Professor, Department of Medicine and Department of Cell Biology and Physiology
Marsico Lung Institute/Cystic Fibrosis Research Center, University of North Carolina at Chapel Hill, Chapel Hill, NC, USA
Carla M. P. Ribeiro, PhD, Professor of Medicine and Physiology and Cell Biology, Marsico Lung Institute, Cystic Fibrosis Research Center, The University of North Carolina at Chapel Hill.
Dr. Ribeiro received her PhD degree from Duke University, Durham, NC (1992) and did her postdoctoral studies at NIH/NIEHS, Research Triangle Park, NC (1993-1998). She subsequently joined the Cystic Fibrosis Center at the University of North Carolina at Chapel Hill, NC, where she followed a career as a pulmonary biologist.

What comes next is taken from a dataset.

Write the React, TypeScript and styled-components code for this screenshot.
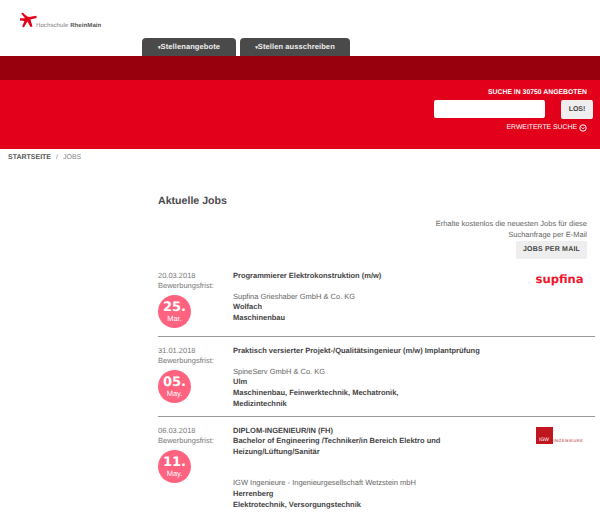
import React from 'react';
import styled, { createGlobalStyle } from 'styled-components';

const GlobalStyle = createGlobalStyle`
  html, body {
    margin: 0;
    padding: 0;
    background: #fff;
    overflow: hidden;
  }
  body {
    font-family: "Liberation Sans", Arial, sans-serif;
    color: #4a4a4a;
    text-rendering: geometricPrecision;
  }
`;

const Page = styled.div`
  width: 600px;
  height: 512px;
  overflow: hidden;
`;

const Header = styled.div`
  height: 56px;
  display: flex;
  flex-direction: column;
  justify-content: space-between;
`;

const LogoRow = styled.div`
  display: flex;
  align-items: flex-start;
  padding: 12px 0 0 20px;
`;

const LogoText = styled.span`
  font-size: 6px;
  color: #777;
  margin: 10px 0 0 -1px;
  line-height: 8px;
  letter-spacing: 0.1px;

  b {
    color: #555;
    font-weight: 700;
  }
`;

const Tabs = styled.div`
  display: flex;
  gap: 4px;
  padding-left: 142px;
`;

const Tab = styled.div<{ $width: number }>`
  width: ${({ $width }) => $width}px;
  height: 18px;
  background: #4a4a4a;
  border-radius: 4px 4px 0 0;
  color: #eee;
  font-size: 7.5px;
  font-weight: 700;
  line-height: 17px;
  text-align: center;
  letter-spacing: 0.1px;
`;

const TabArrow = styled.span`
  font-size: 5px;
`;

const DarkBand = styled.div`
  height: 24px;
  background: #99000d;
`;

const SearchBand = styled.div`
  height: 69px;
  background: #e2001a;
  display: flex;
  flex-direction: column;
  align-items: flex-end;
  padding: 8px 13px 0 0;
  box-sizing: border-box;
`;

const SearchTitle = styled.div`
  font-size: 6.85px;
  font-weight: 700;
  line-height: 9px;
  color: #fff;
`;

const SearchRow = styled.div`
  display: flex;
  gap: 16px;
  margin: 3px -6px 0 0;
`;

const SearchInput = styled.div`
  width: 111px;
  height: 18px;
  background: #fff;
  border-radius: 2px;
`;

const SearchButton = styled.div`
  width: 32px;
  height: 19px;
  background: #eeeeee;
  border-radius: 2px;
  color: #444;
  font-size: 7px;
  font-weight: 700;
  line-height: 19px;
  text-align: center;
`;

const AdvancedLink = styled.div`
  display: flex;
  align-items: center;
  gap: 2px;
  margin-top: 4px;
  font-size: 6.85px;
  line-height: 10px;
  color: #fff;
`;

const Breadcrumb = styled.div`
  padding: 4px 0 0 8px;
  font-size: 7px;
  line-height: 10px;
  color: #888;

  b {
    color: #555;
  }
`;

const Separator = styled.span`
  margin: 0 5px;
`;

const Main = styled.div`
  padding: 31px 5px 0 158px;
`;

const Title = styled.h1`
  margin: 0;
  font-size: 10.6px;
  line-height: 14px;
  font-weight: 700;
  color: #4a4a4a;
`;

const Alert = styled.div`
  display: flex;
  flex-direction: column;
  align-items: flex-end;
  margin: 11px 8px 3px 0;
  font-size: 7.5px;
  line-height: 10.6px;
  color: #666;
  text-align: right;
`;

const MailButton = styled.div`
  width: 71px;
  height: 18px;
  margin-top: 1px;
  background: #eeeeee;
  border-radius: 2px;
  color: #444;
  font-size: 7px;
  font-weight: 700;
  line-height: 18px;
  text-align: center;
  letter-spacing: 0.2px;
`;

const JobRow = styled.div<{ $height: number; $divider?: boolean }>`
  display: flex;
  height: ${({ $height }) => $height}px;
  box-sizing: border-box;
  padding-top: 8.5px;
  border-bottom: ${({ $divider }) => ($divider ? '1px solid #999' : 'none')};
`;

const DateColumn = styled.div`
  width: 75px;
  flex-shrink: 0;
  font-size: 7.5px;
  line-height: 10.6px;
  color: #777;
`;

const DateBadge = styled.div`
  width: 33px;
  height: 33px;
  margin-top: 3.5px;
  border-radius: 50%;
  background: #ff637f;
  color: #fff;
  display: flex;
  flex-direction: column;
  align-items: center;
  justify-content: center;
`;

const BadgeDay = styled.span`
  font-family: "DejaVu Sans", sans-serif;
  font-size: 13px;
  line-height: 13px;
  font-weight: 700;
`;

const BadgeMonth = styled.span`
  font-size: 7.5px;
  line-height: 9px;
`;

const JobBody = styled.div`
  flex: 1;
  min-width: 0;
  font-size: 7.5px;
  line-height: 10.6px;
  color: #666;
`;

const JobTitle = styled.div<{ $gap: number }>`
  font-weight: 700;
  color: #444;
  margin-bottom: ${({ $gap }) => $gap}px;
`;

const Strong = styled.div`
  font-weight: 700;
  color: #444;
`;

const LogoColumn = styled.div`
  width: 66px;
  flex-shrink: 0;
`;

const SupfinaLogo = styled.div`
  margin: 1px 0 0 6.5px;
  font-family: "DejaVu Sans", sans-serif;
  font-size: 11.6px;
  line-height: 14px;
  font-weight: 700;
  color: #f0142d;
`;

const IgwLogo = styled.div`
  display: flex;
  align-items: flex-end;
  gap: 1px;
  margin: 1.5px 0 0 6.5px;
`;

const IgwMark = styled.div`
  width: 17px;
  height: 17px;
  display: flex;
  align-items: flex-end;
  justify-content: center;
  background: #c0161f;
  color: #fff;
  font-size: 5px;
  line-height: 7px;
`;

const IgwName = styled.span`
  font-size: 4px;
  line-height: 6px;
  color: #b5121b;
  letter-spacing: 0.5px;
`;

const CircleIcon = () => (
  <svg width="8" height="8" viewBox="0 0 8 8" fill="none" stroke="#fff">
    <circle cx="4" cy="4" r="3.2" strokeWidth="1" />
    <path d="M2.6 3.4 4 4.8l1.4-1.4" strokeWidth="1" />
  </svg>
);

const Star = () => (
  <svg width="17" height="16" viewBox="0 0 17 16" fill="#e2001a">
    <path d="M2.5 0.5 7 4.2 9 5 16.5 3.8 16.5 6 10.5 7.6 12.5 14.5 10.5 15 7.5 9.5 3.8 15.5 2.2 14.5 4.4 9 0 8.6 0 6.2 5 6.2 1.2 1.6Z" />
  </svg>
);

const jobs = [
  {
    date: '20.03.2018',
    day: '25.',
    month: 'Mar.',
    title: ['Programmierer Elektrokonstruktion (m/w)'],
    gap: 10.6,
    company: 'Supfina Grieshaber GmbH & Co. KG',
    city: 'Wolfach',
    field: ['Maschinenbau'],
    logo: 'supfina',
    height: 75,
  },
  {
    date: '31.01.2018',
    day: '05.',
    month: 'May.',
    title: ['Praktisch versierter Projekt-/Qualitätsingenieur (m/w) Implantprüfung'],
    gap: 10.6,
    company: 'SpineServ GmbH & Co. KG',
    city: 'Ulm',
    field: ['Maschinenbau, Feinwerktechnik, Mechatronik,', 'Medizintechnik'],
    logo: '',
    height: 80,
  },
  {
    date: '06.03.2018',
    day: '11.',
    month: 'May.',
    title: [
      'DIPLOM-INGENIEUR/IN (FH)',
      'Bachelor of Engineering /Techniker/in Bereich Elektro und',
      'Heizung/Lüftung/Sanitär',
    ],
    gap: 21,
    company: 'IGW Ingenieure - Ingenieurgesellschaft Wetzstein mbH',
    city: 'Herrenberg',
    field: ['Elektrotechnik, Versorgungstechnik'],
    logo: 'igw',
    height: 96,
  },
];

export default function App() {
  return (
    <Page>
      <GlobalStyle />
      <Header>
        <LogoRow>
          <Star />
          <LogoText>
            Hochschule <b>RheinMain</b>
          </LogoText>
        </LogoRow>
        <Tabs>
          <Tab $width={94}>
            <TabArrow>▾</TabArrow>Stellenangebote
          </Tab>
          <Tab $width={110}>
            <TabArrow>▾</TabArrow>Stellen ausschreiben
          </Tab>
        </Tabs>
      </Header>
      <DarkBand />
      <SearchBand>
        <SearchTitle>SUCHE IN 30750 ANGEBOTEN</SearchTitle>
        <SearchRow>
          <SearchInput />
          <SearchButton>LOS!</SearchButton>
        </SearchRow>
        <AdvancedLink>
          ERWEITERTE SUCHE <CircleIcon />
        </AdvancedLink>
      </SearchBand>
      <Breadcrumb>
        <b>STARTSEITE</b>
        <Separator>/</Separator>JOBS
      </Breadcrumb>
      <Main>
        <Title>Aktuelle Jobs</Title>
        <Alert>
          <div>Erhalte kostenlos die neuesten Jobs für diese</div>
          <div>Suchanfrage per E-Mail</div>
          <MailButton>JOBS PER MAIL</MailButton>
        </Alert>
        {jobs.map((job, index) => (
          <JobRow key={job.date} $height={job.height} $divider={index < jobs.length - 1}>
            <DateColumn>
              <div>{job.date}</div>
              <div>Bewerbungsfrist:</div>
              <DateBadge>
                <BadgeDay>{job.day}</BadgeDay>
                <BadgeMonth>{job.month}</BadgeMonth>
              </DateBadge>
            </DateColumn>
            <JobBody>
              <JobTitle $gap={job.gap}>
                {job.title.map((line) => (
                  <div key={line}>{line}</div>
                ))}
              </JobTitle>
              <div>{job.company}</div>
              <Strong>{job.city}</Strong>
              <Strong>
                {job.field.map((line) => (
                  <div key={line}>{line}</div>
                ))}
              </Strong>
            </JobBody>
            <LogoColumn>
              {job.logo === 'supfina' && <SupfinaLogo>supfina</SupfinaLogo>}
              {job.logo === 'igw' && (
                <IgwLogo>
                  <IgwMark>IGW</IgwMark>
                  <IgwName>INGENIEURE</IgwName>
                </IgwLogo>
              )}
            </LogoColumn>
          </JobRow>
        ))}
      </Main>
    </Page>
  );
}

Research in the Ribeiro laboratory focuses on studying mechanisms of airway inflammatory responses relevant to the pathogenesis of airway diseases characterized by mucus obstruction, inflammation, and oxidative stress, such as cystic fibrosis, asthma, and chronic obstructive pulmonary disease. In particular, the Ribeiro laboratory studies the functional roles of the endoplasmic reticulum (ER) and the mitochondria in the regulation of intracellular calcium signals and calcium-mediated inflammation, and ER stress responses pertinent to the pathophysiology of these pulmonary diseases. In collaboration with Dr. Martina Gentzsch's laboratory, Dr. Ribeiro has reported that the efficacy of CFTR modulators is enhanced by airway inflammation.
The Ribeiro group was the first to implicate the ER stress pathway mediated by the ubiquitous inositol requiring enzyme 1α (IRE1α) in cytokine production by human bronchial epithelia, using translational models relevant to CF. Dr. Ribeiro and colleagues also made the key discovery that the isoform IRE1β is only expressed in mucous cells, is up-regulated in CF and asthmatic airway epithelia, and is required for allergic inflammation-induced airway epithelial mucin overproduction. The recent findings implicating IRE1β in the pathogenesis of idiopathic pulmonary fibrosis associated with airway epithelial mucin overproduction expanded the importance of IRE1β in lung diseases characterized by increased mucus production and airway obstruction.